In the Middle East and Europe’s orbit, the focus stays on Hormuz and the spillover economics. [European Newsroom] frames the EU as a rules-based actor while acknowledging energy disruption and describing a planned €90 billion loan to support Ukraine’s defense. Maritime security plans are also emerging: [Al-Monitor] reports the UAE is willing to join an international force to reopen the Strait of Hormuz, even as some US allies reportedly hesitate. In Africa, today’s article flow remains thin compared to the scale of emergency; [The Guardian]’s Sudan report lands hard, but there is little this hour on parallel crises flagged by humanitarian trackers—like eastern DRC displacement, South Sudan’s looming lean season, or Ethiopia–Eritrea tensions.
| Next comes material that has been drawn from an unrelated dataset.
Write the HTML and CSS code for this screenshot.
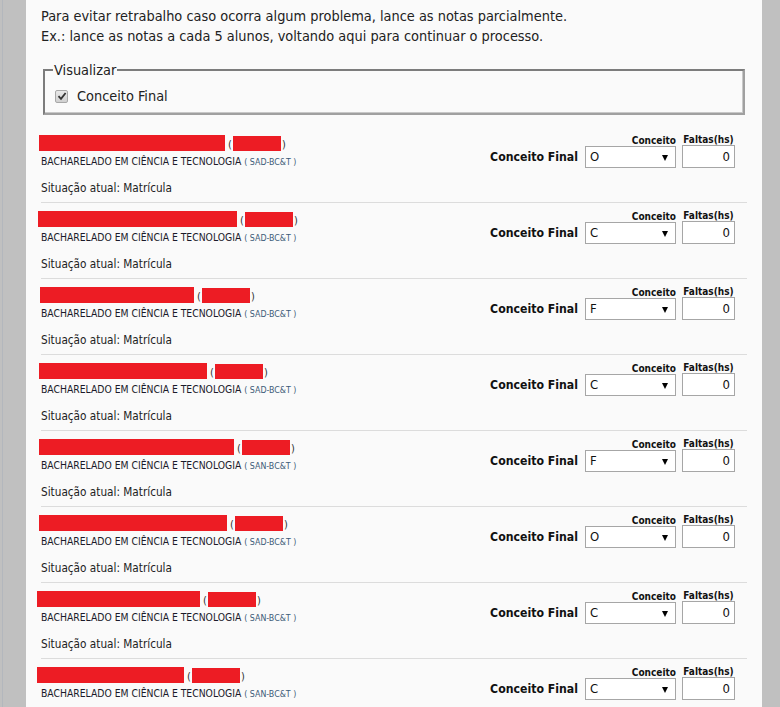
FILE: index.html
```html
<!DOCTYPE html>
<html lang="pt-BR">
<head>
<meta charset="utf-8">
<title>Lançamento de notas</title>
<link rel="stylesheet" href="styles.css">
</head>
<body>
<div class="frame">
  <div class="page">
    <p class="intro">Para evitar retrabalho caso ocorra algum problema, lance as notas parcialmente.<br>Ex.: lance as notas a cada 5 alunos, voltando aqui para continuar o processo.</p>

    <fieldset class="view">
      <legend>Visualizar</legend>
      <label class="check"><span class="box"><svg width="10" height="10" viewBox="0 0 10 10"><path d="M1.5 5.2 L4 7.8 L8.6 2" fill="none" stroke="#333" stroke-width="1.8"/></svg></span>Conceito Final</label>
    </fieldset>

    <div class="list">
      <div class="row">
        <div class="who">
          <div class="name"><span class="red" style="width:186px"></span> <span class="par">(<span class="red id" style="width:48px"></span>)</span></div>
          <div class="course">BACHARELADO EM CIÊNCIA E TECNOLOGIA <span class="code">( SAD-BC&amp;T )</span></div>
          <div class="sit">Situação atual: Matrícula</div>
        </div>
        <div class="grade">
          <span class="lbl">Conceito Final</span>
          <div class="col c1"><span class="hd">Conceito</span><span class="sel">O</span></div>
          <div class="col c2"><span class="hd">Faltas(hs)</span><span class="inp">0</span></div>
        </div>
      </div>
      <div class="row">
        <div class="who">
          <div class="name"><span class="red" style="width:199px;margin-left:-1px"></span> <span class="par">(<span class="red id" style="width:48px"></span>)</span></div>
          <div class="course">BACHARELADO EM CIÊNCIA E TECNOLOGIA <span class="code">( SAD-BC&amp;T )</span></div>
          <div class="sit">Situação atual: Matrícula</div>
        </div>
        <div class="grade">
          <span class="lbl">Conceito Final</span>
          <div class="col c1"><span class="hd">Conceito</span><span class="sel">C</span></div>
          <div class="col c2"><span class="hd">Faltas(hs)</span><span class="inp">0</span></div>
        </div>
      </div>
      <div class="row">
        <div class="who">
          <div class="name"><span class="red" style="width:154px;margin-left:1px"></span> <span class="par">(<span class="red id" style="width:48px"></span>)</span></div>
          <div class="course">BACHARELADO EM CIÊNCIA E TECNOLOGIA <span class="code">( SAD-BC&amp;T )</span></div>
          <div class="sit">Situação atual: Matrícula</div>
        </div>
        <div class="grade">
          <span class="lbl">Conceito Final</span>
          <div class="col c1"><span class="hd">Conceito</span><span class="sel">F</span></div>
          <div class="col c2"><span class="hd">Faltas(hs)</span><span class="inp">0</span></div>
        </div>
      </div>
      <div class="row">
        <div class="who">
          <div class="name"><span class="red" style="width:168px"></span> <span class="par">(<span class="red id" style="width:48px"></span>)</span></div>
          <div class="course">BACHARELADO EM CIÊNCIA E TECNOLOGIA <span class="code">( SAD-BC&amp;T )</span></div>
          <div class="sit">Situação atual: Matrícula</div>
        </div>
        <div class="grade">
          <span class="lbl">Conceito Final</span>
          <div class="col c1"><span class="hd">Conceito</span><span class="sel">C</span></div>
          <div class="col c2"><span class="hd">Faltas(hs)</span><span class="inp">0</span></div>
        </div>
      </div>
      <div class="row">
        <div class="who">
          <div class="name"><span class="red" style="width:195px"></span> <span class="par">(<span class="red id" style="width:48px"></span>)</span></div>
          <div class="course">BACHARELADO EM CIÊNCIA E TECNOLOGIA <span class="code">( SAN-BC&amp;T )</span></div>
          <div class="sit">Situação atual: Matrícula</div>
        </div>
        <div class="grade">
          <span class="lbl">Conceito Final</span>
          <div class="col c1"><span class="hd">Conceito</span><span class="sel">F</span></div>
          <div class="col c2"><span class="hd">Faltas(hs)</span><span class="inp">0</span></div>
        </div>
      </div>
      <div class="row">
        <div class="who">
          <div class="name"><span class="red" style="width:188px"></span> <span class="par">(<span class="red id" style="width:48px"></span>)</span></div>
          <div class="course">BACHARELADO EM CIÊNCIA E TECNOLOGIA <span class="code">( SAD-BC&amp;T )</span></div>
          <div class="sit">Situação atual: Matrícula</div>
        </div>
        <div class="grade">
          <span class="lbl">Conceito Final</span>
          <div class="col c1"><span class="hd">Conceito</span><span class="sel">O</span></div>
          <div class="col c2"><span class="hd">Faltas(hs)</span><span class="inp">0</span></div>
        </div>
      </div>
      <div class="row">
        <div class="who">
          <div class="name"><span class="red" style="width:163px;margin-left:-2px"></span> <span class="par">(<span class="red id" style="width:48px"></span>)</span></div>
          <div class="course">BACHARELADO EM CIÊNCIA E TECNOLOGIA <span class="code">( SAN-BC&amp;T )</span></div>
          <div class="sit">Situação atual: Matrícula</div>
        </div>
        <div class="grade">
          <span class="lbl">Conceito Final</span>
          <div class="col c1"><span class="hd">Conceito</span><span class="sel">C</span></div>
          <div class="col c2"><span class="hd">Faltas(hs)</span><span class="inp">0</span></div>
        </div>
      </div>
      <div class="row">
        <div class="who">
          <div class="name"><span class="red" style="width:147px;margin-left:-2px"></span> <span class="par">(<span class="red id" style="width:48px"></span>)</span></div>
          <div class="course">BACHARELADO EM CIÊNCIA E TECNOLOGIA <span class="code">( SAN-BC&amp;T )</span></div>
        </div>
        <div class="grade">
          <span class="lbl">Conceito Final</span>
          <div class="col c1"><span class="hd">Conceito</span><span class="sel">C</span></div>
          <div class="col c2"><span class="hd">Faltas(hs)</span><span class="inp">0</span></div>
        </div>
      </div>
    </div>
  </div>
</div>
</body>
</html>
```
FILE: styles.css
```css
html, body {
  margin: 0;
  padding: 0;
  height: 100%;
  overflow: hidden;
}
body {
  background: #c0c0c0;
  font-family: "DejaVu Sans Condensed", "DejaVu Sans", sans-serif;
  color: #222;
}
.frame {
  padding-left: 26px;
  box-shadow: inset 2px 0 0 #c0c0c0, inset 3px 0 0 #b3b7bd;
  height: 100%;
}
.page {
  width: 706px;
  min-height: 100%;
  background: #fafafa;
  padding: 0 15px;
}
.intro {
  margin: 0;
  padding-top: 6px;
  font-size: 14.4px;
  line-height: 20px;
  color: #222;
}
.view {
  margin: 17px 2px 0 2px;
  padding: 0 10px 6px 10px;
  border-color: #7c7c7c #a0a0a0 #a0a0a0 #7c7c7c;
  border-width: 2px;
  border-style: solid;
  box-shadow: inset -1px -1px 0 #c8c8c8;
  height: 42px;
}
.view legend {
  font-size: 14.4px;
  padding: 0 1px;
  margin-left: -2px;
  line-height: 14px;
}
.check {
  display: flex;
  align-items: center;
  gap: 9px;
  font-size: 14.4px;
  margin-top: 11px;
}
.box {
  width: 11px;
  height: 11px;
  border: 1px solid #a8a8a8;
  border-radius: 2px;
  background: linear-gradient(#e8e8e8, #d0d0d0);
  display: flex;
  align-items: center;
  justify-content: center;
}
.list {
  margin-top: 12px;
}
.row {
  display: grid;
  grid-template-columns: 1fr auto;
  height: 75px;
  border-bottom: 1px solid #dcdcdc;
}
.who {
  padding-top: 8px;
}
.name {
  height: 16px;
  display: flex;
  align-items: flex-end;
  margin-left: -2px;
  font-size: 11px;
  color: #333;
  white-space: nowrap;
}
.red {
  display: inline-block;
  height: 16px;
  background: #ed1c24;
  vertical-align: bottom;
}
.par {
  margin-left: 3px;
  display: inline-flex;
  align-items: flex-end;
  line-height: 12px;
}
.red.id {
  height: 15px;
  margin: 0 1px;
}
.course {
  height: 20px;
  line-height: 20px;
  font-size: 10.3px;
  color: #1a1a2a;
  white-space: nowrap;
}
.code {
  font-size: 8.8px;
  color: #3c5a78;
}
.sit {
  margin-top: 10px;
  font-size: 11.7px;
  line-height: 14px;
  color: #222;
}
.grade {
  display: flex;
  align-items: flex-end;
  padding: 7px 12px 0 0;
  height: 34px;
  gap: 6px;
}
.lbl {
  font-weight: bold;
  font-size: 12.2px;
  line-height: 22px;
  margin-right: 1px;
  color: #111;
}
.col {
  display: flex;
  flex-direction: column;
}
.c1 {
  align-items: flex-end;
}
.c2 {
  align-items: center;
}
.hd {
  font-weight: bold;
  font-size: 10px;
  line-height: 11px;
  color: #111;
}
.sel {
  position: relative;
  box-sizing: border-box;
  width: 91px;
  height: 22px;
  border: 1px solid #a6a6a6;
  background: #fff;
  font-size: 13px;
  line-height: 20px;
  padding-left: 4px;
  color: #111;
}
.sel::after {
  content: "";
  position: absolute;
  right: 7px;
  top: 8px;
  border-left: 3.5px solid transparent;
  border-right: 3.5px solid transparent;
  border-top: 6px solid #000;
}
.inp {
  box-sizing: border-box;
  width: 53px;
  height: 23px;
  border: 1px solid #a6a6a6;
  background: #fff;
  font-size: 13px;
  line-height: 21px;
  text-align: right;
  padding-right: 4px;
  color: #111;
}
```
In the Americas, [NPR] reports movement on DHS funding, while [DW] notes Mexico is searching for two missing aid sailboats bound for Cuba.

Social Soundbar

Questions people are asking: If the Strait of Hormuz is effectively too risky for normal commerce, will the US insurance plan reported by [Straits Times] actually lower risk—or merely reprice it onto taxpayers and shippers? If diplomacy is “working,” as Trump suggests, why does [Al Jazeera] still describe unresolved disputes over whether talks are even real? Questions that should be louder: Why does Sudan’s civilian death toll, as reported by [The Guardian], struggle to sustain attention compared with market swings? And with [Scientific American] documenting record-low Arctic winter ice, what adaptation spending is being accelerated now—not promised later?